The information about famous guests is from Susan Wilson's The Omni Parker House. A Brief History of America's Longest Continuously Operating Hotel. I found the ghost stories in Cheri Revai's Haunted Massachusetts.

January 26, 2011

The Parker House: Boston Cream Pie, Ho Chi Minh and Malcolm X




Boston's Omni Parker House hotel, founded in 1855, is America's longest continuously operating hotel. Needless to say it's full of strange lore.

Did you know that Boston cream pie was invented at the Parker House? It's true. To help put his new hotel on the map Harry Parker, the hotel's founder, hired a French chef named Sanzian for a salary of $5,000. This was extremely high for the mid-19th century but I guess Parker's investment was worth it. Sanzian impressed local gourmands with dishes like aspic of oysters, mongrel goose, and ham in champagne sauce.

The icing on the cake, though, was his creation of Boston cream pie. Bostonians had been eating pastries and cream for many years, and used chocolate as a beverage or in puddings. But when Sanzian combined the three into one dessert people couldn't believe their taste buds. He had achieved culinary immortality.

The legislature declared Boston cream pie the official dessert of Massachusetts in 1996 (it beat out Indian pudding), and in 2005 to celebrate their 150th anniversary the Parker House baked a Boston cream pie that was sixteen feet across. It contained more than two million calorie.

Since Boston cream pie is really a cake, why is it called a pie? According to this site, most Americans did not have cake pans in the 19th century, but they did have pie pans. I guess anything that was bigger than a cookie and baked in a pan was called a pie!

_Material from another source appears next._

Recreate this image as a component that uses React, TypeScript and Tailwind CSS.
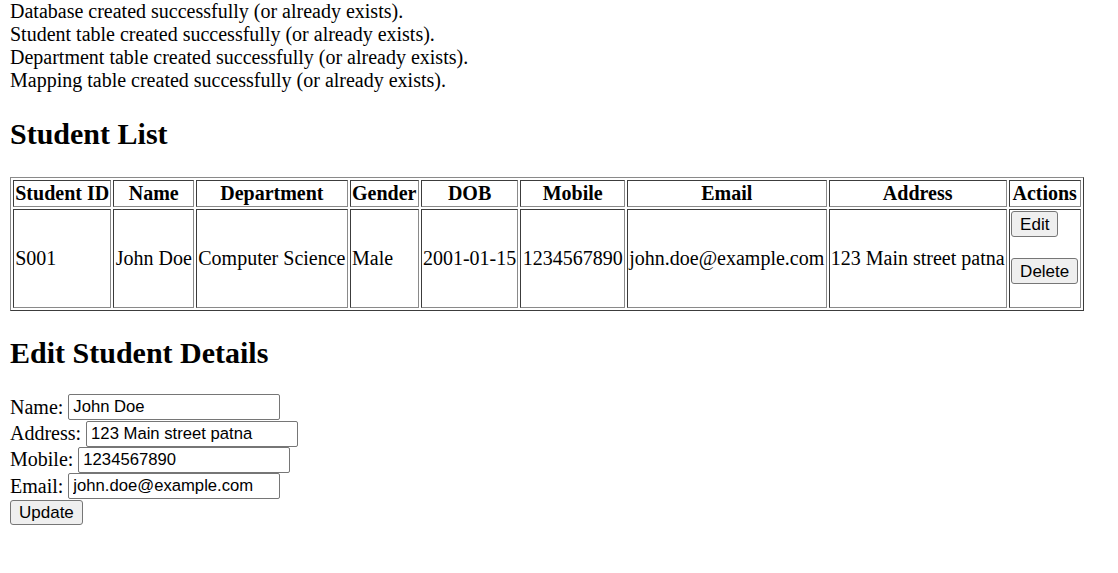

Guests of the Parker House in 1912 and 1913 may have eaten Boston cream pie made by Ho Chi Minh, the future Communist leader of North Vietnam who opposed the U.S. during the Vietnam war. Born in 1890, he had fled Vietnam (then called French Indochina) to avoid persecution for his political beliefs. He wound up in Boston working in the hotel's kitchen as a pastry chef. I guess he opposed the French colonialists in Vietnam, but had still absorbed their baking skills! This sounds like a tall tale, but is true. In 2005 officials from the Vietnamese government visited the hotel kitchen where Ho Chi Minh worked. I'm not sure if they arrived in time to eat any of that sixteen foot Boston cream pie.

One other famous revolutionary worked at the Parker House restaurant. Malcolm X (then known as Malcolm Little) worked there as a busboy during the 1940s. That's a lot of activism coming out of one kitchen. I think the moral here is to always tip your server well because you never know when they might start a revolution.

I got all this information from Susan Wilson's The Omni Parker House. A Brief History of America's Longest Continuously Operating Hotel.